I made a mistake. I kept playing. I kept playing because I was pretty sure I had figured out what to do, and I wanted to see if I could beat my previous score. This is a trap, one which may be unavoidable for many players. Continue? is, among other things, a reflection on video games. Unless you have a decent amount of game literacy, Continue? will likely be lost on you. It assumes you know how to clear a dungeon, to kill the adds before the boss, to play Space Invaders. Because I recognized the mechanics, I defaulted to the behavior instilled in me by past games. I cared about my score, my progression, the newly learned strategies still fresh in my head. I found myself getting impatient with the poetry and symbolism. I just wanted to beat the damn thing. But remember—I couldn’t. I was missing the point. It wasn’t about a high score or a cleared map. The point was to die in peace.

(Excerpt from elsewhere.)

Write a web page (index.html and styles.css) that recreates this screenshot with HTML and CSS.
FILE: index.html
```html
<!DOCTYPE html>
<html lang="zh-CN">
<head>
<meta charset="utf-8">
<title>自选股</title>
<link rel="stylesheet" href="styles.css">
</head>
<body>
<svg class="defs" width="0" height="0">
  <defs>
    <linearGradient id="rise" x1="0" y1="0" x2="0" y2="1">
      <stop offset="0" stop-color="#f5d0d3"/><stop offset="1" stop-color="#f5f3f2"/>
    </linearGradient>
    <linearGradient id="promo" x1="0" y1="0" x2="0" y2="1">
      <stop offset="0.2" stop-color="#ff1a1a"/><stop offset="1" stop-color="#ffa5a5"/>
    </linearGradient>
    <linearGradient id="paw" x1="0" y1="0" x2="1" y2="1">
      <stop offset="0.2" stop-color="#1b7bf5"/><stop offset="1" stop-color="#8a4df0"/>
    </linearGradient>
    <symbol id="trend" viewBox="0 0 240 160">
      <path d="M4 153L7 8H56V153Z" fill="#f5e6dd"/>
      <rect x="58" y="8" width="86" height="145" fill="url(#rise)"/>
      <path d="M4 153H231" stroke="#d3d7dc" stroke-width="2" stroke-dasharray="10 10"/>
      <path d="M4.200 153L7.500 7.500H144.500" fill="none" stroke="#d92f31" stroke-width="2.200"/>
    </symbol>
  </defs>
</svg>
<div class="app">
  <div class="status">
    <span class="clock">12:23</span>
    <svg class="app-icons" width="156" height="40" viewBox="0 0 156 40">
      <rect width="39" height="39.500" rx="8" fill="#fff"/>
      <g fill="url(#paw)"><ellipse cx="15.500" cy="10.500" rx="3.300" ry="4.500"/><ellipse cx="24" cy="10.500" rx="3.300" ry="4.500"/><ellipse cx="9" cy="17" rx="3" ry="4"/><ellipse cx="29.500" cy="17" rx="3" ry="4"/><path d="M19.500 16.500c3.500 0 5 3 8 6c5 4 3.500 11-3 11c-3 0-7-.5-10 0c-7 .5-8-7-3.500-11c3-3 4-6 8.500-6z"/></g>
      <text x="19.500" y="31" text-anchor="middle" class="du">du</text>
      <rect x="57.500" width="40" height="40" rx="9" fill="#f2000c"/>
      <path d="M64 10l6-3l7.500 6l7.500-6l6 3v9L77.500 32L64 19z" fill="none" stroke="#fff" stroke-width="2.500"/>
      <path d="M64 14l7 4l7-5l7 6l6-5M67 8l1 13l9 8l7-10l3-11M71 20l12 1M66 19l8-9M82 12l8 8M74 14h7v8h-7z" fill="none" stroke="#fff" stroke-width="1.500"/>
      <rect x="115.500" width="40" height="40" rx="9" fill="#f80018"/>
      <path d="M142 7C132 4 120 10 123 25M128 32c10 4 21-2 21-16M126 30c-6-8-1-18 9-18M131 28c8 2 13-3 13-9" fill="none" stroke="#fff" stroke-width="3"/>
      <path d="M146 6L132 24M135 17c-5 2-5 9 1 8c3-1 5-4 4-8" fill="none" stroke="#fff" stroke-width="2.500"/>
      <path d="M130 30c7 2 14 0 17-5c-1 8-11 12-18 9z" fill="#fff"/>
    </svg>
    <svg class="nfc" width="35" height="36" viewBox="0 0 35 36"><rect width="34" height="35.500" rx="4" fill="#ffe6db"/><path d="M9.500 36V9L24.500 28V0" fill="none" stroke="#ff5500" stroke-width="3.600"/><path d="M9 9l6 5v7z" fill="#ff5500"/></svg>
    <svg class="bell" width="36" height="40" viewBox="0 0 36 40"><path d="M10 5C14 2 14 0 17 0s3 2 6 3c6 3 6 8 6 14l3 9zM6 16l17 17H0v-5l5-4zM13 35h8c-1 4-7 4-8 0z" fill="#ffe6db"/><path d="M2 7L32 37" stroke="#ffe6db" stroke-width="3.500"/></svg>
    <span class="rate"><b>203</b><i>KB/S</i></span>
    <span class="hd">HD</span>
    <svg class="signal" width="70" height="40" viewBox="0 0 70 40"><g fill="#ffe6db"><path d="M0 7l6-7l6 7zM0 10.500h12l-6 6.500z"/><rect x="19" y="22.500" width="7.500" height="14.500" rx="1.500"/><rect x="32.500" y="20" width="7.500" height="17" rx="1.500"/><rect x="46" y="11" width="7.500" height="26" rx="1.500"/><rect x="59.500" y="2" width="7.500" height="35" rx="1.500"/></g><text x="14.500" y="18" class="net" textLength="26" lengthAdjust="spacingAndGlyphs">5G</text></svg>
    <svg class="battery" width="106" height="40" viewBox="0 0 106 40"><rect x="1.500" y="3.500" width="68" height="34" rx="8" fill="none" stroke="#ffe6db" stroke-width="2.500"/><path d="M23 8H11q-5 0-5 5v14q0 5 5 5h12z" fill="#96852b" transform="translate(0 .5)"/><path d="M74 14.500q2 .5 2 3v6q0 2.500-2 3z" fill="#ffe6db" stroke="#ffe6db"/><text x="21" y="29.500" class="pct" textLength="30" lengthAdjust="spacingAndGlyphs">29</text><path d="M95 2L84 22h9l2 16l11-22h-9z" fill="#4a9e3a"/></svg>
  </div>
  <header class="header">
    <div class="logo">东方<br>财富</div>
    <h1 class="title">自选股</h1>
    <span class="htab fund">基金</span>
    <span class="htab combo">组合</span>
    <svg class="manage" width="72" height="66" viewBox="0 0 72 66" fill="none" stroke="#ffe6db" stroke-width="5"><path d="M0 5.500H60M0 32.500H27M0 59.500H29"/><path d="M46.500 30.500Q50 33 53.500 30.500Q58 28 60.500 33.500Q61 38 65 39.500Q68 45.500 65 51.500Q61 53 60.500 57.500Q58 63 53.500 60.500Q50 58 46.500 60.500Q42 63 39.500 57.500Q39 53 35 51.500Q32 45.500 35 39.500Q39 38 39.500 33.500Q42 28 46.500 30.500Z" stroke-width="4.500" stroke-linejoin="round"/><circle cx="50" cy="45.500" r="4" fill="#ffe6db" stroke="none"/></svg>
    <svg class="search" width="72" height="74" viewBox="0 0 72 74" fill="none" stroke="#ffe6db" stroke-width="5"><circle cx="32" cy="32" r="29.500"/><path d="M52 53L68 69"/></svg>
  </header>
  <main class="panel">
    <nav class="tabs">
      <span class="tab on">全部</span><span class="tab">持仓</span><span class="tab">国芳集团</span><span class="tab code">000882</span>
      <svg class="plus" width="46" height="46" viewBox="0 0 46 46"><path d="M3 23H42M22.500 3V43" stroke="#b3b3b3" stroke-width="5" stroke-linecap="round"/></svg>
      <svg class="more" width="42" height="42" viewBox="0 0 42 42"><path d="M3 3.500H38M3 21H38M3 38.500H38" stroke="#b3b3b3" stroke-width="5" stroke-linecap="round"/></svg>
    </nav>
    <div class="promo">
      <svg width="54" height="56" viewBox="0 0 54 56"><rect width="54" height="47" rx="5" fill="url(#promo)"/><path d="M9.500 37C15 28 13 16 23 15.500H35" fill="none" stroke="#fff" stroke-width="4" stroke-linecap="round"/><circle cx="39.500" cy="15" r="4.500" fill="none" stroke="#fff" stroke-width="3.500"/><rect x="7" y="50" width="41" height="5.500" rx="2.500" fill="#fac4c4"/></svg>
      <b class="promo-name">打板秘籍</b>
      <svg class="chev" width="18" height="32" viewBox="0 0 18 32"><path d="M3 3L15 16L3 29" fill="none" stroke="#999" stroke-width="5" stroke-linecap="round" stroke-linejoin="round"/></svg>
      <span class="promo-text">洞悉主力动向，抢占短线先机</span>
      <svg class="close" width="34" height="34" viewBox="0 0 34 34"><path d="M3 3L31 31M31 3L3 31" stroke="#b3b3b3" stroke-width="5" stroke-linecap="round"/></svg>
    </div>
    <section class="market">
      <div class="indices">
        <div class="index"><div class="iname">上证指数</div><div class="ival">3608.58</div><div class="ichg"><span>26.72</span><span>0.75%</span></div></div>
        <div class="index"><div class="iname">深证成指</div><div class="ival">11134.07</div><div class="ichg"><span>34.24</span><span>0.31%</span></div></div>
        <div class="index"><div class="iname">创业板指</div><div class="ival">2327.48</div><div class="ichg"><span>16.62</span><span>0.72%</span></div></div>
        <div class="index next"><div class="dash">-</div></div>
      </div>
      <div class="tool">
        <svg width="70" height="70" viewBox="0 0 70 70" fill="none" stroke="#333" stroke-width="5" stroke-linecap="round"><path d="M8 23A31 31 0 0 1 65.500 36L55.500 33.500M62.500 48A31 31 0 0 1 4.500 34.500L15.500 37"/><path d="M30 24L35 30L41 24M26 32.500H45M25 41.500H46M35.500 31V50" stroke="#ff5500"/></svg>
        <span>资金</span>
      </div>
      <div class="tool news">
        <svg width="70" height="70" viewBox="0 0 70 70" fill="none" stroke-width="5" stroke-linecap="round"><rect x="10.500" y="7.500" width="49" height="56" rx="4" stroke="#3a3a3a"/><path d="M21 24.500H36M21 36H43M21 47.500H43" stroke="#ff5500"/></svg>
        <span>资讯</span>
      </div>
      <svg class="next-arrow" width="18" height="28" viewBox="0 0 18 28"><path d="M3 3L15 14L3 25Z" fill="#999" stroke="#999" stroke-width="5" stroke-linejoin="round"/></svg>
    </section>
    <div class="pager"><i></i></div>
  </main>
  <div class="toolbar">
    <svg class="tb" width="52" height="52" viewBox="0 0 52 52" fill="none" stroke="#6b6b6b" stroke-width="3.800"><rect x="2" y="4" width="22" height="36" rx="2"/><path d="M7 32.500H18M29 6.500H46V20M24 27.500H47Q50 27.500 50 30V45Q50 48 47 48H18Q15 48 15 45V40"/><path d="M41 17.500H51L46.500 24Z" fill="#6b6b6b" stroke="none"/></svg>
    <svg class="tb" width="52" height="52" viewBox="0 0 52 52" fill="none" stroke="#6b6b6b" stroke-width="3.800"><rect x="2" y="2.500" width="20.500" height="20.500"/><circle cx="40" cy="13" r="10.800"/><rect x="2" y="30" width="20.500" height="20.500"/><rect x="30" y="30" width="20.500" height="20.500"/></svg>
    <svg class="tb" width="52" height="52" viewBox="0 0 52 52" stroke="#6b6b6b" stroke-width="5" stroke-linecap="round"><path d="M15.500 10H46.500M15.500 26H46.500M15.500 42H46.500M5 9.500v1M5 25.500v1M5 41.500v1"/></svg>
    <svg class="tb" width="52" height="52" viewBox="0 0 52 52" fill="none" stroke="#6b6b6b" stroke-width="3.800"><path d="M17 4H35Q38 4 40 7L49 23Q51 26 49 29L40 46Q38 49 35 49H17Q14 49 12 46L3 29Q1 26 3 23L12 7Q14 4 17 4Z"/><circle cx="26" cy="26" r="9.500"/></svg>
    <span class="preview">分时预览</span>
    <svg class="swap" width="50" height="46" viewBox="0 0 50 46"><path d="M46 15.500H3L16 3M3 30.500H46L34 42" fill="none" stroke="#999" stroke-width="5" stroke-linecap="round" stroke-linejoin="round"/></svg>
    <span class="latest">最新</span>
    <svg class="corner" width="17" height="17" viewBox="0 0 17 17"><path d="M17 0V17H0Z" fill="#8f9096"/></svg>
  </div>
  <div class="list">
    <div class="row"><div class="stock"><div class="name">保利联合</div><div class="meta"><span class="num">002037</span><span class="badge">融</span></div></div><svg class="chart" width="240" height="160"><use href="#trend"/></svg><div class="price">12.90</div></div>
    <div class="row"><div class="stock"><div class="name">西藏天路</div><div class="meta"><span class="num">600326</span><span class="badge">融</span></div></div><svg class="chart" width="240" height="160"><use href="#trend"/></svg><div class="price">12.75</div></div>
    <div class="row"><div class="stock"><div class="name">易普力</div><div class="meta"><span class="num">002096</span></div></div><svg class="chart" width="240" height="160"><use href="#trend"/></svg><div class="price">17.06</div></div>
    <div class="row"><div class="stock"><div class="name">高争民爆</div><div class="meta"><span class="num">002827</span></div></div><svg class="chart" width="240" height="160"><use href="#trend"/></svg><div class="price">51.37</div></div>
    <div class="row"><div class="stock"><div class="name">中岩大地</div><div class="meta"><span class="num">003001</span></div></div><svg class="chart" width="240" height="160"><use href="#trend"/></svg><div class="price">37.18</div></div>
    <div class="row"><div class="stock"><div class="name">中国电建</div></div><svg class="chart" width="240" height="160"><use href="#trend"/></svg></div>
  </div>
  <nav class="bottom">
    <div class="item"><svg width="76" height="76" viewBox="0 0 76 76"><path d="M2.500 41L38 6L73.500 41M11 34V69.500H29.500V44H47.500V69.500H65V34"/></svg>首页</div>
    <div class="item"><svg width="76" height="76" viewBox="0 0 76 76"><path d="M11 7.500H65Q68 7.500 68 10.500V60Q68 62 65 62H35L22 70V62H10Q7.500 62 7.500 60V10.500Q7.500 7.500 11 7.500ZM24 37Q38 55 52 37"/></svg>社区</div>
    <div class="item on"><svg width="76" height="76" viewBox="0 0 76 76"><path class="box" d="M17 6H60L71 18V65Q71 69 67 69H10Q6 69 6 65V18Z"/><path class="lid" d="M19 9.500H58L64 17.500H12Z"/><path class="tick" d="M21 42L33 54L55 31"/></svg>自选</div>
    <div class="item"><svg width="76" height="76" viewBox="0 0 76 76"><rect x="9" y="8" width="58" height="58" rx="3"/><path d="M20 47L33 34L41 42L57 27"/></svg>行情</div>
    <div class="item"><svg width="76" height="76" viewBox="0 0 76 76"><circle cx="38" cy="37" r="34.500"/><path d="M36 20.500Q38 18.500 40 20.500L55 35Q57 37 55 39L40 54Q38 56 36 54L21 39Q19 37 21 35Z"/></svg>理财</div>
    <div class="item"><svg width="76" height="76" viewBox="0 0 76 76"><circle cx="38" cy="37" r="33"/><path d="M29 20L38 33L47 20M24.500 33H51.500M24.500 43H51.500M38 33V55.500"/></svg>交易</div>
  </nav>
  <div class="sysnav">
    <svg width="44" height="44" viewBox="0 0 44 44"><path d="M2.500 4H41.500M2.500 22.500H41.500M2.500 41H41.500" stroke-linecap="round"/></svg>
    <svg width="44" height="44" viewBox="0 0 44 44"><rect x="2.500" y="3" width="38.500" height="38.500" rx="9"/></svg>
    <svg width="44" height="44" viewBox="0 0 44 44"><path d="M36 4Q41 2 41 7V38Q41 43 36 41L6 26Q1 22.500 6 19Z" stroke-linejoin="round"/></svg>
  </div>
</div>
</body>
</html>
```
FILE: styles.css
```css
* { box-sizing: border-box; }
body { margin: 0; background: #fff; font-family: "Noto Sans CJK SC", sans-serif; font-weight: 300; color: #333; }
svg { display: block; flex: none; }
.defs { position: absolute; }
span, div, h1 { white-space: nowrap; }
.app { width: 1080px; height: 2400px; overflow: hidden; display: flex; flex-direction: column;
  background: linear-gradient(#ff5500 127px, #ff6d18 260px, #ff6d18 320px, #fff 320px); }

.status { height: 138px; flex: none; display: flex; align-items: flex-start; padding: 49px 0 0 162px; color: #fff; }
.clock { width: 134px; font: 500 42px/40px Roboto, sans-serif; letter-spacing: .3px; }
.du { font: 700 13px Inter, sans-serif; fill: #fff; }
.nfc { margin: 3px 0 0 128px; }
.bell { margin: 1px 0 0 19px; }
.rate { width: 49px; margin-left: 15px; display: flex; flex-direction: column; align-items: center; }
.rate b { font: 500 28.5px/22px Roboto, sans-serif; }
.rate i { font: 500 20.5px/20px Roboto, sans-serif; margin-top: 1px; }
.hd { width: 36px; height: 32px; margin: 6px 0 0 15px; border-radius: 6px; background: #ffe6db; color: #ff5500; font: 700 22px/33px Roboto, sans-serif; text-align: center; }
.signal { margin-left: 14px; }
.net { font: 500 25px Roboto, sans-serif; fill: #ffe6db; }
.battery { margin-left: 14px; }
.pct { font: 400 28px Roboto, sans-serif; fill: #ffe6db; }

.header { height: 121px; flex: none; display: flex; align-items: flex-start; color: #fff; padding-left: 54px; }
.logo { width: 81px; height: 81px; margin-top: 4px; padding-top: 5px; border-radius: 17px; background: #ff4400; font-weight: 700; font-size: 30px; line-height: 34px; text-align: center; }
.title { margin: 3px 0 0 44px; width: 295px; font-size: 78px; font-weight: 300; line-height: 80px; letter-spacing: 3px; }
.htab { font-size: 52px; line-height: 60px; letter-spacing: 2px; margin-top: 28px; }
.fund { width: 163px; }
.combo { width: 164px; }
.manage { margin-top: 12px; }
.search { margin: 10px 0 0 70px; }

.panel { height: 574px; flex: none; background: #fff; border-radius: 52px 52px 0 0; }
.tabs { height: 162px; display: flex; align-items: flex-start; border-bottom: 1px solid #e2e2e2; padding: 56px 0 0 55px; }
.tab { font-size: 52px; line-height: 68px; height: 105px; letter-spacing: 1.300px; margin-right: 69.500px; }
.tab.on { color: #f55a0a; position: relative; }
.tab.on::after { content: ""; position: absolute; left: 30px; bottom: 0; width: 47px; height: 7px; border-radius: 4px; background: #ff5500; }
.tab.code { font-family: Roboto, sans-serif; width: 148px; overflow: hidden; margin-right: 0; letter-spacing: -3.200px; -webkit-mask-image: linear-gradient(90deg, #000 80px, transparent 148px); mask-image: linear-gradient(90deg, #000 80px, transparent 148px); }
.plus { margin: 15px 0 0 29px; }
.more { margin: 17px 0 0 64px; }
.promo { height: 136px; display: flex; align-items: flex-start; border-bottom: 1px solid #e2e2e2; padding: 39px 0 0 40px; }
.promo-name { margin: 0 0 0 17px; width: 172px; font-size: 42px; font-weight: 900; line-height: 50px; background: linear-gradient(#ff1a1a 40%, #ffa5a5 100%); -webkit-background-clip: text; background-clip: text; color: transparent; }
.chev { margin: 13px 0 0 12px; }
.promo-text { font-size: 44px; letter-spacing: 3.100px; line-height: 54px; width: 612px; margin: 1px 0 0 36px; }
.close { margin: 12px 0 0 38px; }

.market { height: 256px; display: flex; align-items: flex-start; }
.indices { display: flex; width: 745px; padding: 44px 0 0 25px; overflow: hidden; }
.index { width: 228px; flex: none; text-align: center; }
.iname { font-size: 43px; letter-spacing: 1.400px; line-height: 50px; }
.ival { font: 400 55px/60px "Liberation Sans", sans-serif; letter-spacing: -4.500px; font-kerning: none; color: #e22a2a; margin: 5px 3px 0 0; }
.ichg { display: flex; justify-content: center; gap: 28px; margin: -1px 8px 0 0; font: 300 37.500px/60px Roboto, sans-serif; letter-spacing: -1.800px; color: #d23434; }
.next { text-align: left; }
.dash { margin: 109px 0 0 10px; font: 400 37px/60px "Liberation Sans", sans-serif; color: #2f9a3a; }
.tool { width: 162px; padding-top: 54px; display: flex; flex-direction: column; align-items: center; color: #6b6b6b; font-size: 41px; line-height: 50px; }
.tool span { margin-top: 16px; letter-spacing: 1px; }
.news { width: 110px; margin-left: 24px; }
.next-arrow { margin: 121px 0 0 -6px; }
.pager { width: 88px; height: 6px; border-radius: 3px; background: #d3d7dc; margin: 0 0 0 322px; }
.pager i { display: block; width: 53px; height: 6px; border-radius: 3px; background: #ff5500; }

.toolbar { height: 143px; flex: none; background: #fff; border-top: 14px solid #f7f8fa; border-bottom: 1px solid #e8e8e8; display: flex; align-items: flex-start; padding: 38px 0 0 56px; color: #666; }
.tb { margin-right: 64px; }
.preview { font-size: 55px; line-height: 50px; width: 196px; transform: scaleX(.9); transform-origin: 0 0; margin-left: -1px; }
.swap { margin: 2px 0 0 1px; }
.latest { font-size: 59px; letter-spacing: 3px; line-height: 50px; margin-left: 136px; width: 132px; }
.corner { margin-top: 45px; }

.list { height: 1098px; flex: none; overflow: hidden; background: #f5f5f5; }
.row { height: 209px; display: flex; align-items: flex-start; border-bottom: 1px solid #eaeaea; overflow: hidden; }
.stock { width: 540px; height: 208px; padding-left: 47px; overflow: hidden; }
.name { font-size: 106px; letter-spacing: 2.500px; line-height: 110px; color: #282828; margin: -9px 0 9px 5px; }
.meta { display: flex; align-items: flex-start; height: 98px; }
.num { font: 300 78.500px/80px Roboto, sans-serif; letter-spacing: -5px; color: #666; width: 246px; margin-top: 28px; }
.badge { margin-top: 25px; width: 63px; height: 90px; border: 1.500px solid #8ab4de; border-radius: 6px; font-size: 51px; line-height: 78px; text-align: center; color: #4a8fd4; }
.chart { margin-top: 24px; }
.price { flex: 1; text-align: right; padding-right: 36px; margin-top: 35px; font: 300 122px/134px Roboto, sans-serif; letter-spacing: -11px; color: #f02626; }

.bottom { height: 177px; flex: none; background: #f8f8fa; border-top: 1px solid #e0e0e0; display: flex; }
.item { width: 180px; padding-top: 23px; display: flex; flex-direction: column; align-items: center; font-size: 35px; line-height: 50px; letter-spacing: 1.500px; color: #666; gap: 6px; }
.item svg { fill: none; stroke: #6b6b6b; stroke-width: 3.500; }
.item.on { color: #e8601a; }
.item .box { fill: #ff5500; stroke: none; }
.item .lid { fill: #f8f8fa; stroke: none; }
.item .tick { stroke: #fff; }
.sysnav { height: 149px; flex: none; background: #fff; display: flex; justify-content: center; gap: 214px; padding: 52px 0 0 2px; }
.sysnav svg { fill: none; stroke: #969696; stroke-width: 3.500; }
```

My frustration with Continue? turned into genuine enjoyment the moment I did the thing my character was meant to. I let go of the idea of questing for scores and instead quested for contentment. I wanted my hero to face deletion with something other than fear or resignation. I wanted her to realize that living life with gratitude was more important than completing her never-ending to-do list. I wanted her to learn those things, because I want to, too.

Aesthetically, Continue? feels exactly as the backstage of video games should. The artwork is gorgeous, existing at a dark crossroads between Sword & Sworcery and Fez. I loved the way simple lines and cubes became a warm campfire, a rolling shore, a pillar of smoke. The levels are an interesting hodgepodge of real-world locales—pre-European contact Micronesia, a frozen port in Greenland, a Native American community in a trailer park—and deconstructions of typical game settings. I visited a hard-boiled city, with drugs and crime and a strip club. (The women, angular and lifeless, never left their tables. They turned toward my movement through the room as if I were the most important thing in the world. Most of them could not speak. Though none of the characters in the game emote, the strippers came off as the most object-like. It was a simple, effective, disquieting scene.) I ran through a template warzone, with soldiers forever shooting at nothing (“Millions dead, as Israel dropped an atomic bomb on Morocco because of the Prussian invasion of Mexico,” one told me). I smiled at the kingdom built of torn-down, reclaimed pink castle walls, ruled over by the tough-as-nails princesses who had rebelled against their damselhood. (In case the inspiration for the level is in doubt, the city holds a statue with the inscription “Anita.”) “The hero slain. She freed herself,” one NPC said. “And when she came home, I kissed her forehead and washed the dried blood from her hair.” Said another: “Courage is a muscle. We strengthen it with use.” I want to live in that level.

As I am finding is commonly the case with artsy, thinky games, Continue? is best played in small sessions, one attempt at a time. Even when I had realized my mistakes and was sure I could get further the next time, I put the game away for a few hours, even a full day. This kept me from skipping cutscenes or growing impatient with the dreamlike phrasing. Continue? works best as a sort of guided meditation, rather than a challenge to overcome. Yes, the whole thing is bewildering. Yes, the language is strange and flowery and occasionally over-the-top. I didn’t like this game the first time through, or the second. But the third, the fourth, the fifth…yes. This game made me think about my family, my goals, my favorite stuffed animal, the people I’ve loved, the people I’ve lost, the things I’m allowed to let go of. Not tangentially, either. These paths were deliberate. I’ve never played a game that asked me—me, the player—to sit quietly and think about my dead cat for a few poignant seconds. I’ve never played a game that made me question whether I’d be okay with my own death if it happened today. I don’t know if I would be. But I’m glad I was asked.

Continue?9876543210 is available for Windows, Mac, Linux, and iOS.